**Problem:** Filter the records below down to lines containing "this".

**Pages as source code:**
— Start —

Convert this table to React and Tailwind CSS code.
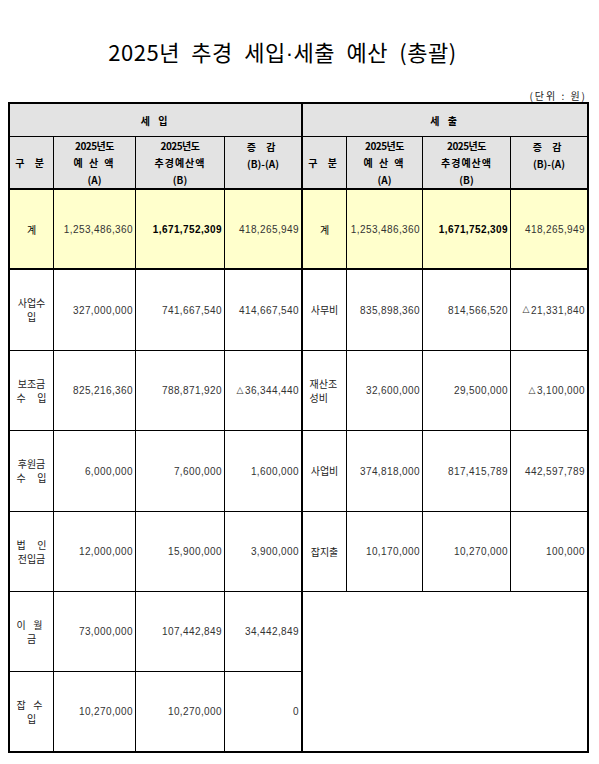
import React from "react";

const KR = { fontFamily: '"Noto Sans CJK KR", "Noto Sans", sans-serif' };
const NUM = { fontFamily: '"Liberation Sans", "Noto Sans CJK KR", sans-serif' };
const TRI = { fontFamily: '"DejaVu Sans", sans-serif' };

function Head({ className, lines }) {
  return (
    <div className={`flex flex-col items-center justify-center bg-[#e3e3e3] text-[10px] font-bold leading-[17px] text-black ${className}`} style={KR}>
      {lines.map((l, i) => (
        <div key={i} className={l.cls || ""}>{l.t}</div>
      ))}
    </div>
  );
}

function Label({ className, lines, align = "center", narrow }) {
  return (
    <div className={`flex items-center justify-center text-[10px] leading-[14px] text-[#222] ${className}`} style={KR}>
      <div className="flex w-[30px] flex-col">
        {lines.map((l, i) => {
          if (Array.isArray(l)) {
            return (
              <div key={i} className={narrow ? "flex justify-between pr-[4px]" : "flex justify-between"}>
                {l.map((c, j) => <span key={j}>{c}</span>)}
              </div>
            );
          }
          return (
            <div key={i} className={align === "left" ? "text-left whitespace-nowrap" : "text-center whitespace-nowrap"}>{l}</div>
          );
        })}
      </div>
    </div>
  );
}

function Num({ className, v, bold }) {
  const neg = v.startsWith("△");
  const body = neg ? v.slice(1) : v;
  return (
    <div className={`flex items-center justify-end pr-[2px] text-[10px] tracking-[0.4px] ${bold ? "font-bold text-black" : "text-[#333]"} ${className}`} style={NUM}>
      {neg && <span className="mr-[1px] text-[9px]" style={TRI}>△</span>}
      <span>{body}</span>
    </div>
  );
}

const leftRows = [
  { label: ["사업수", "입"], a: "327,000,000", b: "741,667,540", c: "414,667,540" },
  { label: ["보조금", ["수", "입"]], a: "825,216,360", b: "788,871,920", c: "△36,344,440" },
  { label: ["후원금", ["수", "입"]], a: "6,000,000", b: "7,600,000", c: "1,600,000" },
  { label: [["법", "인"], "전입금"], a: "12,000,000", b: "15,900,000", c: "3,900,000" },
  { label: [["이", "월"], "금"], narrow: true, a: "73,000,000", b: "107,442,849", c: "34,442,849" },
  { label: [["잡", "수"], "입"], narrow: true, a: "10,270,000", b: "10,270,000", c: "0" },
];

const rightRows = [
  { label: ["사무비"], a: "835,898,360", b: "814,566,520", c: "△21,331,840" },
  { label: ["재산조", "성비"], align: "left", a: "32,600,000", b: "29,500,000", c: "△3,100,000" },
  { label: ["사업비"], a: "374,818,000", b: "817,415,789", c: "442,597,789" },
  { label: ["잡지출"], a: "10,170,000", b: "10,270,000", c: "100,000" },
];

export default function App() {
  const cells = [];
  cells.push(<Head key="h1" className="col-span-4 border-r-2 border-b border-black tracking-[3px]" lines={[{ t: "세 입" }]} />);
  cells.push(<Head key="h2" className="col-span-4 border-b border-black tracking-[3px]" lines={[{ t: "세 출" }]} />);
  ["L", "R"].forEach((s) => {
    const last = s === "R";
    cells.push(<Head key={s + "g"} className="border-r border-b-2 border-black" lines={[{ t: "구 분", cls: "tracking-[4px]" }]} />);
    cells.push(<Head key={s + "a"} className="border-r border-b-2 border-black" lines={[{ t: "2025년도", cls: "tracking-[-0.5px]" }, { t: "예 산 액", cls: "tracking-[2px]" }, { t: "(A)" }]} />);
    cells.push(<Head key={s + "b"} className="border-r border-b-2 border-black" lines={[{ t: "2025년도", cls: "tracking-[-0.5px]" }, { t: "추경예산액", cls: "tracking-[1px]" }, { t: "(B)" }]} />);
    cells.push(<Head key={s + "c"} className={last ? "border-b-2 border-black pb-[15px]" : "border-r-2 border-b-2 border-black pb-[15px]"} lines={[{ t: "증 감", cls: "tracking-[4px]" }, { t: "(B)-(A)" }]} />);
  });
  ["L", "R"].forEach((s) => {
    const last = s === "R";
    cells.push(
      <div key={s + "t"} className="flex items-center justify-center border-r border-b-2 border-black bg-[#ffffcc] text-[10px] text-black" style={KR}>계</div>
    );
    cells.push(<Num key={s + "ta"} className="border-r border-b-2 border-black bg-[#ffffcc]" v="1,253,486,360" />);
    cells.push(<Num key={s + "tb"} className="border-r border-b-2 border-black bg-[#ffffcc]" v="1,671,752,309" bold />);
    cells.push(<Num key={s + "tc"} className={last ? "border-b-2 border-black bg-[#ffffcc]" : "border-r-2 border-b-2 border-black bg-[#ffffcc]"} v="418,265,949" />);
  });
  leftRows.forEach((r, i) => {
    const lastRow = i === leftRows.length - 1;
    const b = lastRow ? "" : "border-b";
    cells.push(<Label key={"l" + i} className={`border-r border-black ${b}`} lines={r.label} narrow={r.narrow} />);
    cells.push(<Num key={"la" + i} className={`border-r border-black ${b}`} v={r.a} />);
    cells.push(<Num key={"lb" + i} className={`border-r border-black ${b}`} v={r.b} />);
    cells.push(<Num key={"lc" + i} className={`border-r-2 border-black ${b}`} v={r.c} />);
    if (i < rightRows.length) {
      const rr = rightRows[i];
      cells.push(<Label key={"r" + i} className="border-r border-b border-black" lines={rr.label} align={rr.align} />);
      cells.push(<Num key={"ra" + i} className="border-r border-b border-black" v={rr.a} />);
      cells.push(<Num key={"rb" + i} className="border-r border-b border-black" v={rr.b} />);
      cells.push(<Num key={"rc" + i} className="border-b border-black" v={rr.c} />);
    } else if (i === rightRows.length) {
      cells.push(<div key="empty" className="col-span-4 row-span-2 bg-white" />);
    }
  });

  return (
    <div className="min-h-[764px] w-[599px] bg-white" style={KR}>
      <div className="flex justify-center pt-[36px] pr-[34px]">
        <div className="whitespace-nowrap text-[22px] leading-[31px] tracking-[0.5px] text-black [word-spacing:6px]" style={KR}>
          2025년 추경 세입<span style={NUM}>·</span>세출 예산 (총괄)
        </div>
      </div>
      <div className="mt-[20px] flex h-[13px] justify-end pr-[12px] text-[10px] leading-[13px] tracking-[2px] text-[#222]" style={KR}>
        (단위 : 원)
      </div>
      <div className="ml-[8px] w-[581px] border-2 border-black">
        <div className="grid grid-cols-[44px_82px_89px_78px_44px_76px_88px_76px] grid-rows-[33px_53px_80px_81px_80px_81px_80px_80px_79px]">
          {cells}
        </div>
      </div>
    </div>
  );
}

— End —
— Start —

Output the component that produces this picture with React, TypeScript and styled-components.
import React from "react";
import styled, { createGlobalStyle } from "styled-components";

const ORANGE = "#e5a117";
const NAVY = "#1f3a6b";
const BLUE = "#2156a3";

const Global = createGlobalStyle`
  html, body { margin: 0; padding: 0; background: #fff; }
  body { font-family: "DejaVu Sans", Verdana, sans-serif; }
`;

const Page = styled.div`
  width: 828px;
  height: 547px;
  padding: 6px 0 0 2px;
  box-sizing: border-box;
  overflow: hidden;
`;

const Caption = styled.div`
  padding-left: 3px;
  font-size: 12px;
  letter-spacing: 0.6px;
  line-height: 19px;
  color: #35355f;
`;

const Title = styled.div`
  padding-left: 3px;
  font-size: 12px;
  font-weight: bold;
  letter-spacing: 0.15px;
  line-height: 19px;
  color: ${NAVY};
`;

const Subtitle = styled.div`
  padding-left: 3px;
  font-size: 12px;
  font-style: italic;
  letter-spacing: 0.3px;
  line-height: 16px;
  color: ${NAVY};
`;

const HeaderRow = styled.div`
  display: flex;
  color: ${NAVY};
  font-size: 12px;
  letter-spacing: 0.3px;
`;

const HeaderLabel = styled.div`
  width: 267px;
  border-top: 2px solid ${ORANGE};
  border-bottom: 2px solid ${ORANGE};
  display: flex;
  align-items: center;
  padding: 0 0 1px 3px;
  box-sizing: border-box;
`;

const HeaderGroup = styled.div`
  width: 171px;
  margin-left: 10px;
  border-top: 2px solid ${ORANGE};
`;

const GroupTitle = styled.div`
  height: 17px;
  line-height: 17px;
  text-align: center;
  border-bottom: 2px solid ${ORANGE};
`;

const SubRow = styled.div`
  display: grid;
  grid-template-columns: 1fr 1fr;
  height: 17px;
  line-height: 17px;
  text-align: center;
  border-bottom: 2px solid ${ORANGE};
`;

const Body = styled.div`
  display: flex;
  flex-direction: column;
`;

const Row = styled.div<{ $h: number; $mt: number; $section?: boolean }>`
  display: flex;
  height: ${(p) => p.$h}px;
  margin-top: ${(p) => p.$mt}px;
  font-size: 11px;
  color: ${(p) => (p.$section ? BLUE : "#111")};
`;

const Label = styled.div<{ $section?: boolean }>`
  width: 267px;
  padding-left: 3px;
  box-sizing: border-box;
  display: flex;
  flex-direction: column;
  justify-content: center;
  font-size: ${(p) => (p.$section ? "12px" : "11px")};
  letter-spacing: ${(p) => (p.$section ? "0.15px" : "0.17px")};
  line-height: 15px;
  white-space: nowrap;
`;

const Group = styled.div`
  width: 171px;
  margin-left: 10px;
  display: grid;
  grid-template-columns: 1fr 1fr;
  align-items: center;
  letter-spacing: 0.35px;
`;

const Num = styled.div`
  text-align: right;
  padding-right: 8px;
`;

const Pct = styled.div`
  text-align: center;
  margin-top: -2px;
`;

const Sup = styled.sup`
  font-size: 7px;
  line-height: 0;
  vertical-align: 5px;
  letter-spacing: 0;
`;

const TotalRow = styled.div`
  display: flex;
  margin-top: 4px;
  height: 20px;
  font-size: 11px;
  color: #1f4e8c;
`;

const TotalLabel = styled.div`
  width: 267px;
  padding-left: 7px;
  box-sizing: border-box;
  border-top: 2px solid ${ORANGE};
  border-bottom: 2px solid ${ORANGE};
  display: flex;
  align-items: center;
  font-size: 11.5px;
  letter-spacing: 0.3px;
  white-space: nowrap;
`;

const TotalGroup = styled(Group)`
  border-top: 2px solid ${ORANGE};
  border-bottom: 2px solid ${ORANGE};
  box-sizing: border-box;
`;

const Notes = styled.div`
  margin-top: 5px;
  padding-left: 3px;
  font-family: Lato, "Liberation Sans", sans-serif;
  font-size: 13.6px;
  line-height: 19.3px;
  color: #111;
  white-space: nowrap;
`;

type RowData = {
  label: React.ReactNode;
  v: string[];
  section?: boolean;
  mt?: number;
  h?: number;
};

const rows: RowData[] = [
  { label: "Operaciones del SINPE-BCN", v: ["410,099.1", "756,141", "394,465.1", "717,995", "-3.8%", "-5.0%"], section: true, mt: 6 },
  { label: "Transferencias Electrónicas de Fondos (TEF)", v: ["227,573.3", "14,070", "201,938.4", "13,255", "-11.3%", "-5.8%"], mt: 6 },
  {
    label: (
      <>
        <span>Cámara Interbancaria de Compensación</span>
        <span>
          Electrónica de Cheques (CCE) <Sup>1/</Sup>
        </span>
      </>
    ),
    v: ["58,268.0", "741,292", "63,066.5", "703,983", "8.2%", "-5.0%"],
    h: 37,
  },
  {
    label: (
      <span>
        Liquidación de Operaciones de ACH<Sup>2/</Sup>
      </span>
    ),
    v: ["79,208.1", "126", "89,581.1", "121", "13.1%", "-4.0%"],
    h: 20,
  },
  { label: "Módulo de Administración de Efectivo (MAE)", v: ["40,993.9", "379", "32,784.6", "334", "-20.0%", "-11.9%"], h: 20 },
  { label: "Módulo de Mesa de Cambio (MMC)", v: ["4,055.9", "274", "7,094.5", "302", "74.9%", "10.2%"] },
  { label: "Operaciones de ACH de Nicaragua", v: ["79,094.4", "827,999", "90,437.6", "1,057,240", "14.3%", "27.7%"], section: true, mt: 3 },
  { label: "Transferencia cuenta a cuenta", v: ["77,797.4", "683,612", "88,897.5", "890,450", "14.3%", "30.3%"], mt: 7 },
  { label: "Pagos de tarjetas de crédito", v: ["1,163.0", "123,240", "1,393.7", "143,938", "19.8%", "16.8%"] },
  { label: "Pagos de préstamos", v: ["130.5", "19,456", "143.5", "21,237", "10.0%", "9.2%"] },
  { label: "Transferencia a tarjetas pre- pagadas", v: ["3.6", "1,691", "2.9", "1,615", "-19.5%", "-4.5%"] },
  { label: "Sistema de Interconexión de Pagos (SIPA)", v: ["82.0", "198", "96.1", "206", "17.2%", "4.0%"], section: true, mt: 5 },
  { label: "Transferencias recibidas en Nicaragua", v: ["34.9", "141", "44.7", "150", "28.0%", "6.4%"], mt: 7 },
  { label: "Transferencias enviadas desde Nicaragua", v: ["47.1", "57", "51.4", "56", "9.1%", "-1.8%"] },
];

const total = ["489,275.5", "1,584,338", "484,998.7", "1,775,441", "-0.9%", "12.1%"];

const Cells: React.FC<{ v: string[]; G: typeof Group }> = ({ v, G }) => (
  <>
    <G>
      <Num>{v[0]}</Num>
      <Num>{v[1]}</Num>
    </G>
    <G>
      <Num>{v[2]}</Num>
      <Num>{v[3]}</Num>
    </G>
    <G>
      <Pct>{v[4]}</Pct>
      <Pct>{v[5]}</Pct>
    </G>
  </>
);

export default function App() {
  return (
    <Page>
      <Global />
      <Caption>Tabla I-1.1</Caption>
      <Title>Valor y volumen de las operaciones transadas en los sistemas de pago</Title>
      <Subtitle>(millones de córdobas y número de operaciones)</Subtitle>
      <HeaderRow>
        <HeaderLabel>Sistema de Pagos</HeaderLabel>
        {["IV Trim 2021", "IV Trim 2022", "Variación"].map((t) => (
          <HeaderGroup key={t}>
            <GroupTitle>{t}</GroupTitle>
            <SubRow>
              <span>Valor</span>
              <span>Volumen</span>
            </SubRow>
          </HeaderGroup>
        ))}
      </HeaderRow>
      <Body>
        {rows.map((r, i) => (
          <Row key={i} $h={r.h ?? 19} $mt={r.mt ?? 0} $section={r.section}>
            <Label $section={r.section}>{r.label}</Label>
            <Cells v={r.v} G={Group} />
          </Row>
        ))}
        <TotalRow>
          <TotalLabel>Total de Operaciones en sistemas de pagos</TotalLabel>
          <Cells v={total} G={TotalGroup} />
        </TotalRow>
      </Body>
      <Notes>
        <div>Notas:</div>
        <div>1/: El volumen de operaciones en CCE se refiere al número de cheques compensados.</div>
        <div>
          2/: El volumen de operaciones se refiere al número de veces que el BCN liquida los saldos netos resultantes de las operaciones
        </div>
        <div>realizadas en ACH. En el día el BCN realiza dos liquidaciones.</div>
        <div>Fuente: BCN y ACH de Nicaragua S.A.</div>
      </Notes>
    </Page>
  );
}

— End —

**Task response:**
Convert this table to React and Tailwind CSS code.
Output the component that produces this picture with React, TypeScript and styled-components.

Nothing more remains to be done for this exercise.